Reproduce the records below exactly as they appear, omitting any pictures they contain.

"""

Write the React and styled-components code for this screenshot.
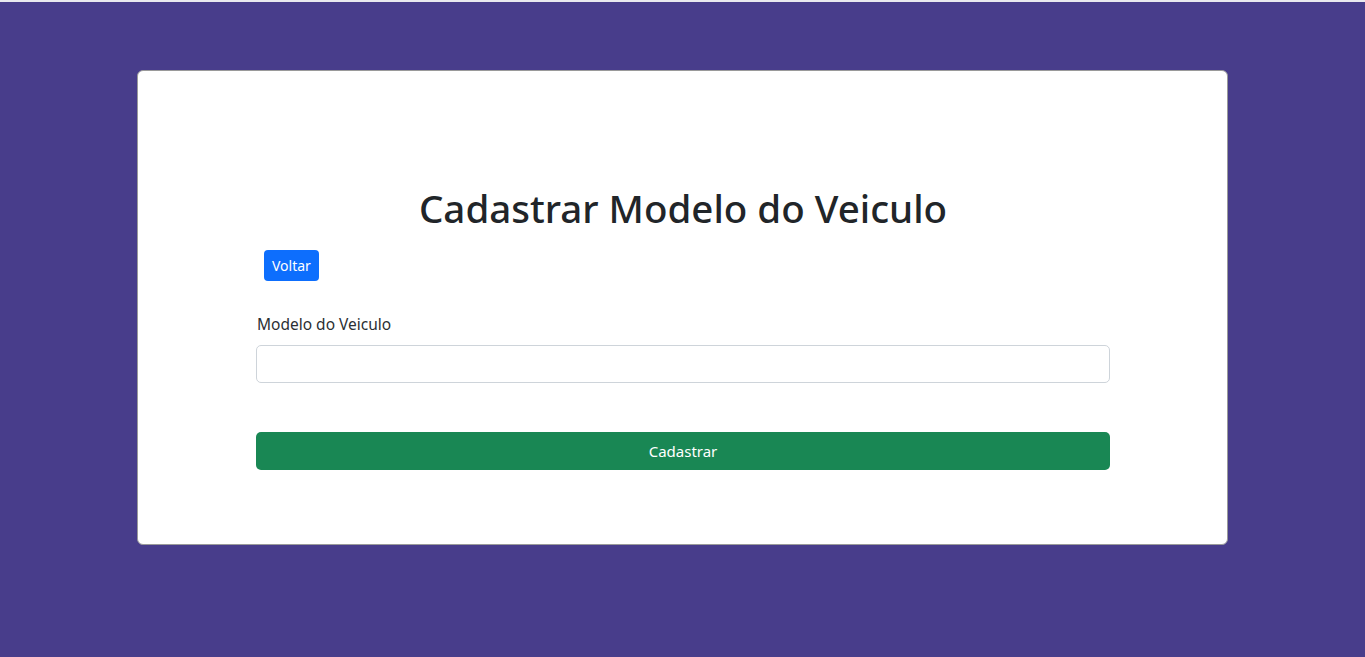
import React from "react";
import styled, { createGlobalStyle } from "styled-components";

const GlobalStyle = createGlobalStyle`
  * { box-sizing: border-box; }
  html, body {
    margin: 0;
    padding: 0;
    background-color: #483d8b;
    font-family: "Noto Sans", "Open Sans", sans-serif;
    color: #212529;
  }
`;

const Page = styled.div`
  min-height: 657px;
  border-top: 2px solid #e9e9ee;
  padding-top: 68px;
  display: flex;
  justify-content: center;
  align-items: flex-start;
`;

const Card = styled.div`
  width: 1091px;
  height: 475px;
  background-color: #fff;
  border: 1px solid #9a9a9a;
  border-radius: 6px;
  padding: 113px 117px 0 118px;
  display: flex;
  flex-direction: column;
`;

const Title = styled.h1`
  margin: 0 0 18px;
  font-size: 38.5px;
  font-weight: 500;
  line-height: 48px;
  text-align: center;
`;

const BackButton = styled.button`
  align-self: flex-start;
  margin-left: 8px;
  height: 31px;
  padding: 0 8px;
  font-family: inherit;
  font-size: 14px;
  color: #fff;
  background-color: #0d6efd;
  border: none;
  border-radius: 4px;
`;

const Form = styled.form`
  margin-top: 32px;
  display: flex;
  flex-direction: column;
`;

const Label = styled.label`
  font-size: 15.5px;
  line-height: 22px;
  margin: 0 0 10px 1px;
  color: #2b2f33;
`;

const Input = styled.input`
  height: 38px;
  border: 1px solid #ced4da;
  border-radius: 5px;
  padding: 6px 12px;
  font-size: 16px;
  font-family: inherit;
  outline: none;
`;

const SubmitButton = styled.button`
  margin-top: 49px;
  height: 38px;
  font-family: inherit;
  font-size: 15px;
  color: #fff;
  background-color: #198754;
  border: none;
  border-radius: 5px;
`;

const App = () => {
  return (
    <>
      <GlobalStyle />
      <Page>
        <Card>
          <Title>Cadastrar Modelo do Veiculo</Title>
          <BackButton type="button">Voltar</BackButton>
          <Form onSubmit={(e) => e.preventDefault()}>
            <Label htmlFor="modelo">Modelo do Veiculo</Label>
            <Input id="modelo" type="text" />
            <SubmitButton type="submit">Cadastrar</SubmitButton>
          </Form>
        </Card>
      </Page>
    </>
  );
};

export default App;
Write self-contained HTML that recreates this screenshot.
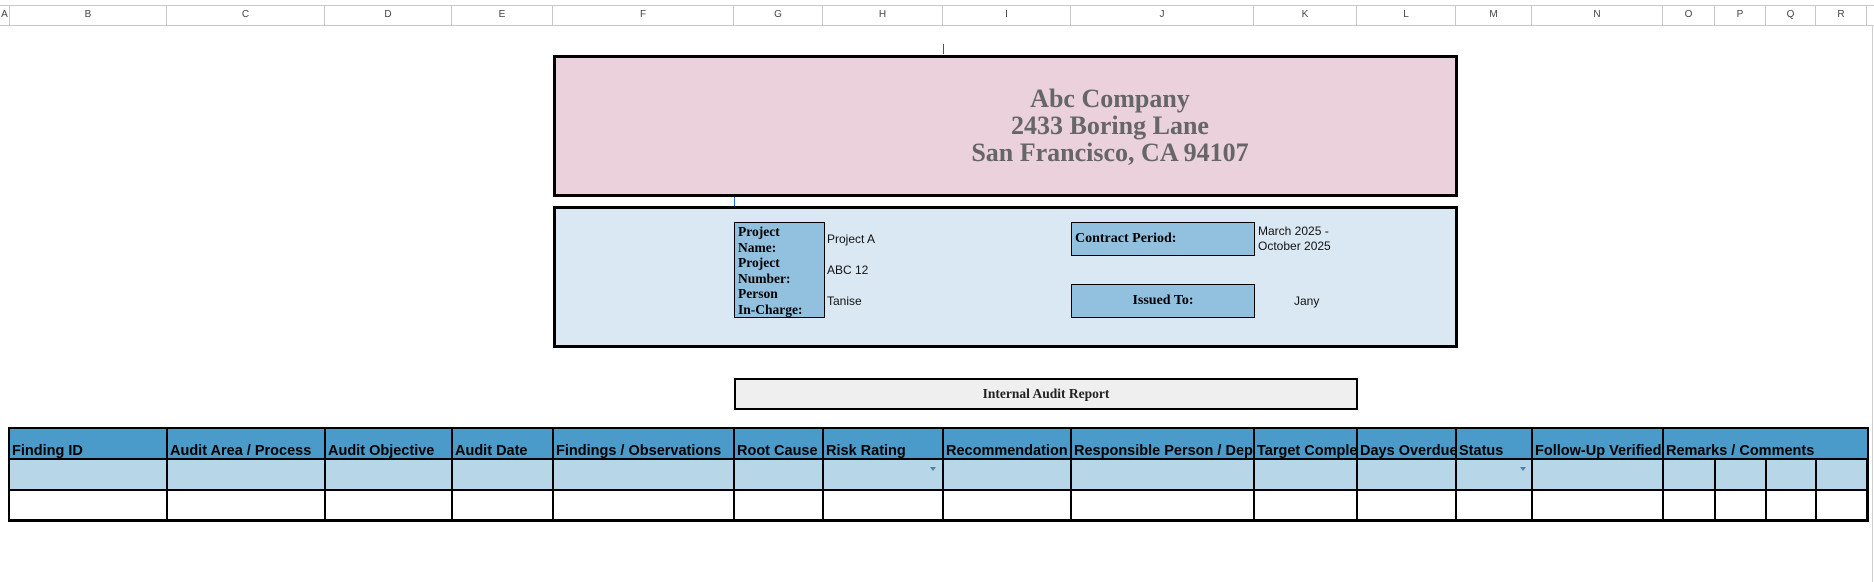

"""

*Completed task:*
Write the React and styled-components code for this screenshot.
import React from "react";
import styled, { createGlobalStyle } from "styled-components";

const GlobalStyle = createGlobalStyle`
  * { box-sizing: border-box; }
  html, body {
    margin: 0;
    padding: 0;
    background-color: #483d8b;
    font-family: "Noto Sans", "Open Sans", sans-serif;
    color: #212529;
  }
`;

const Page = styled.div`
  min-height: 657px;
  border-top: 2px solid #e9e9ee;
  padding-top: 68px;
  display: flex;
  justify-content: center;
  align-items: flex-start;
`;

const Card = styled.div`
  width: 1091px;
  height: 475px;
  background-color: #fff;
  border: 1px solid #9a9a9a;
  border-radius: 6px;
  padding: 113px 117px 0 118px;
  display: flex;
  flex-direction: column;
`;

const Title = styled.h1`
  margin: 0 0 18px;
  font-size: 38.5px;
  font-weight: 500;
  line-height: 48px;
  text-align: center;
`;

const BackButton = styled.button`
  align-self: flex-start;
  margin-left: 8px;
  height: 31px;
  padding: 0 8px;
  font-family: inherit;
  font-size: 14px;
  color: #fff;
  background-color: #0d6efd;
  border: none;
  border-radius: 4px;
`;

const Form = styled.form`
  margin-top: 32px;
  display: flex;
  flex-direction: column;
`;

const Label = styled.label`
  font-size: 15.5px;
  line-height: 22px;
  margin: 0 0 10px 1px;
  color: #2b2f33;
`;

const Input = styled.input`
  height: 38px;
  border: 1px solid #ced4da;
  border-radius: 5px;
  padding: 6px 12px;
  font-size: 16px;
  font-family: inherit;
  outline: none;
`;

const SubmitButton = styled.button`
  margin-top: 49px;
  height: 38px;
  font-family: inherit;
  font-size: 15px;
  color: #fff;
  background-color: #198754;
  border: none;
  border-radius: 5px;
`;

const App = () => {
  return (
    <>
      <GlobalStyle />
      <Page>
        <Card>
          <Title>Cadastrar Modelo do Veiculo</Title>
          <BackButton type="button">Voltar</BackButton>
          <Form onSubmit={(e) => e.preventDefault()}>
            <Label htmlFor="modelo">Modelo do Veiculo</Label>
            <Input id="modelo" type="text" />
            <SubmitButton type="submit">Cadastrar</SubmitButton>
          </Form>
        </Card>
      </Page>
    </>
  );
};

export default App;
Write self-contained HTML that recreates this screenshot.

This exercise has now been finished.